-- start of Dataset content --

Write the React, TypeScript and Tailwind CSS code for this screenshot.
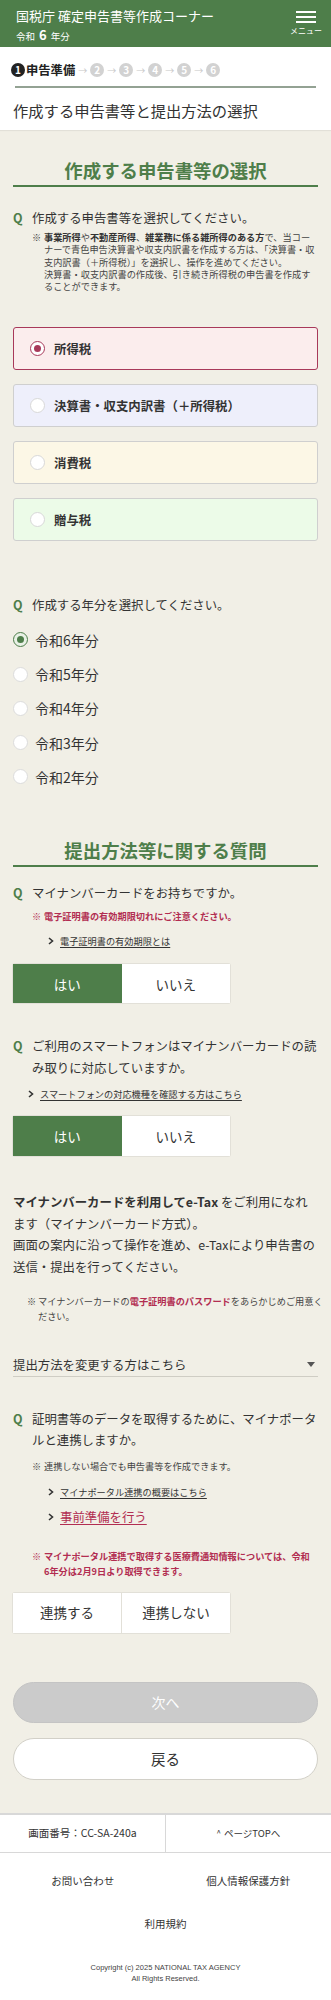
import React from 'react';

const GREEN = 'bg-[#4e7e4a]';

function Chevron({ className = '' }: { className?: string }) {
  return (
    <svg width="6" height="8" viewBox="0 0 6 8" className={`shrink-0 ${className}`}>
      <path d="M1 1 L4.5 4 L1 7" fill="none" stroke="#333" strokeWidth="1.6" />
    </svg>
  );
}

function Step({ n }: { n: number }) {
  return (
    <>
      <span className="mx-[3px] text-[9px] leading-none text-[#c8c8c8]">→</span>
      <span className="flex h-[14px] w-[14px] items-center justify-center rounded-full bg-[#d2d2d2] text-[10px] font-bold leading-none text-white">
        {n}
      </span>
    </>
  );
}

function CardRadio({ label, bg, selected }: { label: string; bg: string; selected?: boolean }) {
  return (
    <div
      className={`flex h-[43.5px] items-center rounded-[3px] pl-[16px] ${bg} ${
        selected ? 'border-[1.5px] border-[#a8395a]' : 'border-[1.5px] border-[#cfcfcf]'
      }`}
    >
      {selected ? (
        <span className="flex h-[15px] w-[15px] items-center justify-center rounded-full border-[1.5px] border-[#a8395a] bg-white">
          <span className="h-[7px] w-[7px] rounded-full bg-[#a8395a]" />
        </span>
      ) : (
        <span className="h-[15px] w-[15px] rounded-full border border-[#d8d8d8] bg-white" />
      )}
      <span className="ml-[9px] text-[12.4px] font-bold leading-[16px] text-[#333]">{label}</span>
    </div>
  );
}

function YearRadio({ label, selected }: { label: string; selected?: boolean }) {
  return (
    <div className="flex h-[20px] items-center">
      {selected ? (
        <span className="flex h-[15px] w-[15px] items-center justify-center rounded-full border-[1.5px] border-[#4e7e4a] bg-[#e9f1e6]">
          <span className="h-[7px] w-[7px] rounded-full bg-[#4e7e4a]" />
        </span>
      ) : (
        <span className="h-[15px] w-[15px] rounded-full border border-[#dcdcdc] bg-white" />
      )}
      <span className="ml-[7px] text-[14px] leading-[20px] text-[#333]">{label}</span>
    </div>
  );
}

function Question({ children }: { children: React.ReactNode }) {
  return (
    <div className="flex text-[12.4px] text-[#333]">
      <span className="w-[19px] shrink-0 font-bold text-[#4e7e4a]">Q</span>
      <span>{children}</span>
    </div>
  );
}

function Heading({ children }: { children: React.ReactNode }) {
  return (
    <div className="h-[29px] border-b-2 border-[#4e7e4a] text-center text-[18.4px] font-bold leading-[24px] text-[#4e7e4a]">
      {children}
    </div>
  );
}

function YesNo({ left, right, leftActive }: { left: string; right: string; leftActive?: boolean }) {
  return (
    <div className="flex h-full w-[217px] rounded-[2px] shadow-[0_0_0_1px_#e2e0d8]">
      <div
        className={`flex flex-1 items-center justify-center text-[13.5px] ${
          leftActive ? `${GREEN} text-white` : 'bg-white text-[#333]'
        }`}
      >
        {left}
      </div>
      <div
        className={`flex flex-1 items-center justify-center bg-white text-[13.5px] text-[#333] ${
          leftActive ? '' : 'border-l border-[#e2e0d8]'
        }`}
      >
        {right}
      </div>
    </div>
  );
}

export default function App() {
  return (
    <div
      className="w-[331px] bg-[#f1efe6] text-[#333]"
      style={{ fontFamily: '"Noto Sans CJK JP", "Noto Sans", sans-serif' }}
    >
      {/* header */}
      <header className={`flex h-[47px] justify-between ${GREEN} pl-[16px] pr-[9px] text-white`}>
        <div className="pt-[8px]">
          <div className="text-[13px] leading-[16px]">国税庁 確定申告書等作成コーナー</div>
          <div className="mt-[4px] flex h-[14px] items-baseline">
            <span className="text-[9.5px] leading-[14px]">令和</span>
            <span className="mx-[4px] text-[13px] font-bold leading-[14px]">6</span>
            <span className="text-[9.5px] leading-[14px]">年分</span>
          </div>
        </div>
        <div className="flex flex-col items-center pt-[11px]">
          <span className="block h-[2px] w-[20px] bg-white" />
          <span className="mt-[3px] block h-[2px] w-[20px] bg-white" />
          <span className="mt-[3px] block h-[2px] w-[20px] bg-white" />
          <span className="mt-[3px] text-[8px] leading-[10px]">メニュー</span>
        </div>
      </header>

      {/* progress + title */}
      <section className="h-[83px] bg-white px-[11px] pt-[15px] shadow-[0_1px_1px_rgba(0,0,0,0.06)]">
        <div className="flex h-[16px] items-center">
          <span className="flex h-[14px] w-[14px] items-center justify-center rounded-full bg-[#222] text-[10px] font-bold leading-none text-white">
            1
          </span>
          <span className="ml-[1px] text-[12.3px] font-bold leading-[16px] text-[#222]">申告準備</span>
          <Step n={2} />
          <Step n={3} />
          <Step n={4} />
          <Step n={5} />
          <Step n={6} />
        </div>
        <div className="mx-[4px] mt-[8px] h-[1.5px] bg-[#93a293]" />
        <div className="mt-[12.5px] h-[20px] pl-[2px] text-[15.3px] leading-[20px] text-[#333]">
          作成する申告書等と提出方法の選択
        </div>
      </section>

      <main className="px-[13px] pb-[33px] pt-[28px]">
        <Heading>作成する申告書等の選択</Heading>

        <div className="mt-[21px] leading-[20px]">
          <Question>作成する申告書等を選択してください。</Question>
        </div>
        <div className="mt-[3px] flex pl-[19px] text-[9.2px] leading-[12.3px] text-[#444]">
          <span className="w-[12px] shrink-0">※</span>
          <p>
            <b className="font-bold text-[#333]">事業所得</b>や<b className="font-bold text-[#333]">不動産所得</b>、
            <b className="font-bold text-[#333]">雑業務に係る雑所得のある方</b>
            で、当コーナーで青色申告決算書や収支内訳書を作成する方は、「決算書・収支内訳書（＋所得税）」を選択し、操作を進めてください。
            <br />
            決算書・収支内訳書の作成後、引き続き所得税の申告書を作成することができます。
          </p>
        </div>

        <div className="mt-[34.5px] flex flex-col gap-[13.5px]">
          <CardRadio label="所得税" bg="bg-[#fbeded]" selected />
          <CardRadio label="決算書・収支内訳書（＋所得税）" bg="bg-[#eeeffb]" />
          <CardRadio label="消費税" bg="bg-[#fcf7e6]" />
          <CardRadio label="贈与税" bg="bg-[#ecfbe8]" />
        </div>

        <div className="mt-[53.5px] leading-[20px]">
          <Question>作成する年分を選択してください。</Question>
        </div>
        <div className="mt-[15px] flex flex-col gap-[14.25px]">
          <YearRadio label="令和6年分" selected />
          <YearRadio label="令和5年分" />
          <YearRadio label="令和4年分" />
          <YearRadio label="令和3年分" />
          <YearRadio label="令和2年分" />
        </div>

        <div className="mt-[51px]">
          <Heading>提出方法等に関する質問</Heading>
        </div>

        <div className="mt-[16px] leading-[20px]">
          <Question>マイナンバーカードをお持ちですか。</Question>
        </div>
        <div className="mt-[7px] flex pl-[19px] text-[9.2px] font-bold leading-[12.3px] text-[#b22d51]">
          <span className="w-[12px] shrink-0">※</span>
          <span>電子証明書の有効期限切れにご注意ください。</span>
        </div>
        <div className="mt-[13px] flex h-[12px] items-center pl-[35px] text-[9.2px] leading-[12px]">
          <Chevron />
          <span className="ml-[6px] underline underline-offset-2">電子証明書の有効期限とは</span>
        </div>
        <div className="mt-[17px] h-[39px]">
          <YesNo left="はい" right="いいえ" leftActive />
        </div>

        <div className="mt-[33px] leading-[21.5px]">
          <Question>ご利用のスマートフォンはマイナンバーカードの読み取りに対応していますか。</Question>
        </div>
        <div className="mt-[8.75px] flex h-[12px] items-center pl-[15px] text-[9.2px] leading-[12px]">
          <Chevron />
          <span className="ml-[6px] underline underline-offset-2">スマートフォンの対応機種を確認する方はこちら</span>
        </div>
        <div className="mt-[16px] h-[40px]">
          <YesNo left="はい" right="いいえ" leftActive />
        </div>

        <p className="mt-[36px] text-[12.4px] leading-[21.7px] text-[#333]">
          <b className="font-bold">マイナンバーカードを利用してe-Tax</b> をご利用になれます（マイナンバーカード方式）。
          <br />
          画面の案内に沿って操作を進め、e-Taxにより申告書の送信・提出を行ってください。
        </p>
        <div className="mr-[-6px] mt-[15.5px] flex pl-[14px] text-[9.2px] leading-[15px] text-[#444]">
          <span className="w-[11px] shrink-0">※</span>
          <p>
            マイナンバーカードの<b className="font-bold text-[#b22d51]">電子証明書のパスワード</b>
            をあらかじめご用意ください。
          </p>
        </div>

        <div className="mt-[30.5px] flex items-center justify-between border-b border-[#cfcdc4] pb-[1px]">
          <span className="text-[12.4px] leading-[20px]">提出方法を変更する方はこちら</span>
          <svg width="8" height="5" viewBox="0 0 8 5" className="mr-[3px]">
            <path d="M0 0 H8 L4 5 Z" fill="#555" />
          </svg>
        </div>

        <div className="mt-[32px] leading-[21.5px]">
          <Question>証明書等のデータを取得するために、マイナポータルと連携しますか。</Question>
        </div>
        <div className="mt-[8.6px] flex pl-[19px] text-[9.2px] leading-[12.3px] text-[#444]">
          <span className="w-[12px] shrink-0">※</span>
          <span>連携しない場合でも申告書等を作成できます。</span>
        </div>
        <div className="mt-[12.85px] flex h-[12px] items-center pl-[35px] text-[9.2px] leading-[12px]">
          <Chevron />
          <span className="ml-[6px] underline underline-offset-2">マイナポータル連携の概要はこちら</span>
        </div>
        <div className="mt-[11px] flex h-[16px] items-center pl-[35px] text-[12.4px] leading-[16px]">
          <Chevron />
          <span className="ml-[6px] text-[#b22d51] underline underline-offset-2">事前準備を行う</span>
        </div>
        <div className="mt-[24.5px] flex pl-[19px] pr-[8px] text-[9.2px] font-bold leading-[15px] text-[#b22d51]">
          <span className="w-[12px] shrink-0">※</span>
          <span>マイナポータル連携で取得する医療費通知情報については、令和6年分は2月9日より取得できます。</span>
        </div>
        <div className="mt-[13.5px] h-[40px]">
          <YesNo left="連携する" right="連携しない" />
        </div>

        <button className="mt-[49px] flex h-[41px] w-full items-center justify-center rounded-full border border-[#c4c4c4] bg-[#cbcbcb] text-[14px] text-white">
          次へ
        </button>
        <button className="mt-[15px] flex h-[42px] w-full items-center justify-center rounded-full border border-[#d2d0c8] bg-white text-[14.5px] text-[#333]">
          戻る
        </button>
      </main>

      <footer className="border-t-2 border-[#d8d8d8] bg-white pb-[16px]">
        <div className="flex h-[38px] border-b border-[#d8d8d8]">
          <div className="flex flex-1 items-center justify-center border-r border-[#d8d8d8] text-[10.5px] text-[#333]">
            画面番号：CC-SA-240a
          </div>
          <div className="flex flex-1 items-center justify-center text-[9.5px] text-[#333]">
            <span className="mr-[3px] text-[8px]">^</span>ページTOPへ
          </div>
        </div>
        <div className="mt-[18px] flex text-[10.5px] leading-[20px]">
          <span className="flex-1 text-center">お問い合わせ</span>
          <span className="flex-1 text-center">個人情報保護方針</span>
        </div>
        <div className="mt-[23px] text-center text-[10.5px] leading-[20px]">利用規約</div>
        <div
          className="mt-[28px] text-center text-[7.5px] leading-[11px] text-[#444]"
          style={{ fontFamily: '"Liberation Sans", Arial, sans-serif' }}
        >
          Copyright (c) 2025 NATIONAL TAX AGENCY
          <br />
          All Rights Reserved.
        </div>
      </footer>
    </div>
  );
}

-- end of Dataset content --

Directions for this task. Reply with the number of lines in the data that include the string "React" and nothing else.

Complete response. 4